LOS ANGELES (CNS) - The Los Angeles Board of Animal Services Commissioners is expected to recommended Tuesday that the City Council ban rodeos within city limits.

A City Council committee passed a proposed ordinance in December 2022 that would prohibit the use of electric prods, shocking devices, flank or bucking straps, wire tiedowns, sharpened or fixed spurs and rowels from rodeos or similar events.

The full council never voted on the ordinance, however, and some council members instead are switching their focus to an outright ban on rodeos.

The council originally asked the city attorney to draft that proposed ordinance in early 2021, modeling it after a 1992 ordinance enacted in Pittsburgh that Los Angeles officials say has worked well in its 30 years of enforcement.

"Rodeos often use a number of inhumane implements ... to encourage aggressive behavior in animals to produce an entertainment product. Animals suffer significant injuries during common rodeo events such as bull and bronco riding, steer wrestling and calf roping," the City Council motion stated. "Many animals are put down as a result of injuries sustained during these events. ... It is time for our city to act in the interest of animal welfare on this issue as it has in the past for other issues."

A ban would end the annual Los Angeles appearance by the Professional Bull Riders tour, which holds events at Crypto.com Arena in February.

The two-day 2023 PBR stop drew 12,529 fans for its Saturday night event, with about 20 animal rights demonstrators outside the arena.

"This passed committee unanimously late last year. I wished it would have passed council by now because it breaks my heart that more animals will suffer this weekend. But we were working hard to make sure it will pass soon so this can be the last of it in LA," John Popoch, deputy chief of staff for Councilman Bob Blumenfield, who co-authored the original motion in 2021, told CNS before the PBR event in February.

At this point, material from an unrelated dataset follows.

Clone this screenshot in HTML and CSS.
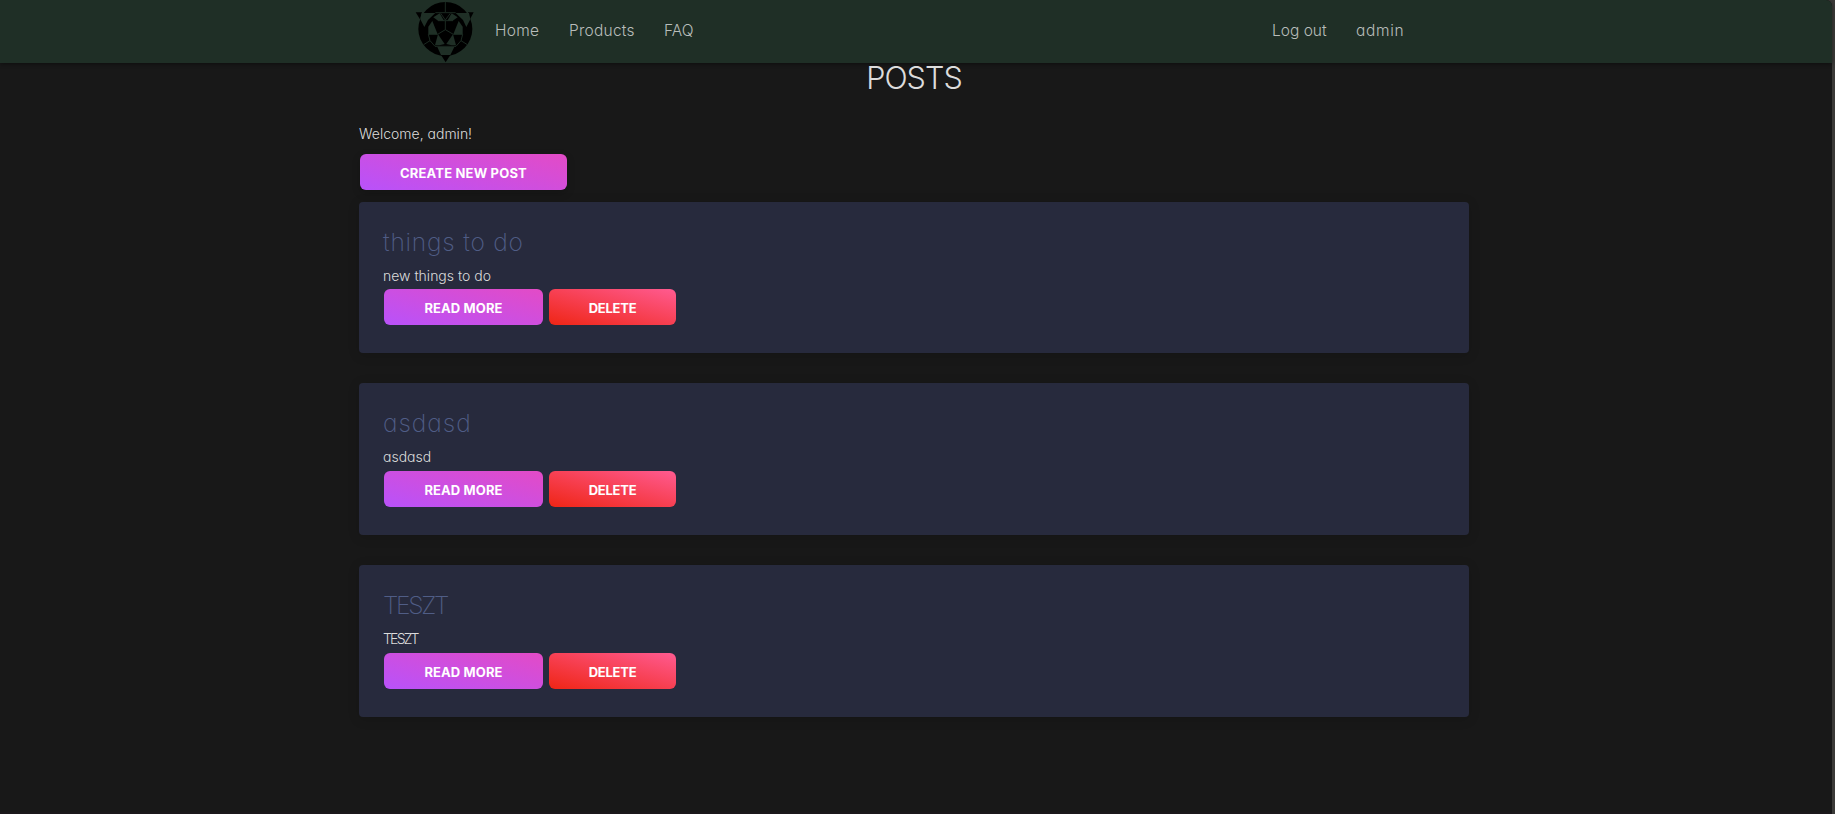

PBR events focus on bull riding and do not include other traditional rodeo events. The tour has fought back against complaints of cruelty, running an ad prior to its 2023 tour stop that stated: "Buck the L.A. City Council. The Only Thing Being Tortured is the Truth."

Sean Gleason, CEO and commissioner of Professional Bull Riders Inc., has called the proposed ordinance "unnecessary legislation" that will cancel events that he says benefit the local community.

"If it passes, we will not have events in L.A.," Gleason told City News Service previously. He added that PBR has many rules in place to ensure its animals are treated well, and offered to "invite L.A. City Council members to come to Crypto.com (Arena) ... to learn about the animal athletes who are the real rock stars of the sport, get the best care and live a great, long life -- four to five times longer than animals not fortunate enough to compete."

Pasadena banned the display of wild or exotic animals on public property in 2015, a law that applied to circuses and rodeos. Irvine banned rodeos in 2011, and Laguna Woods and Chino Hills have also banned them.

Other cities and counties -- including Alameda County in Northern California and Clark County in Nevada -- have passed more narrow prohibitions on specific rodeo activities without banning the events all together.

Rodeos are banned in the United Kingdom and the Netherlands, and Vancouver, Canada banned them in 2006.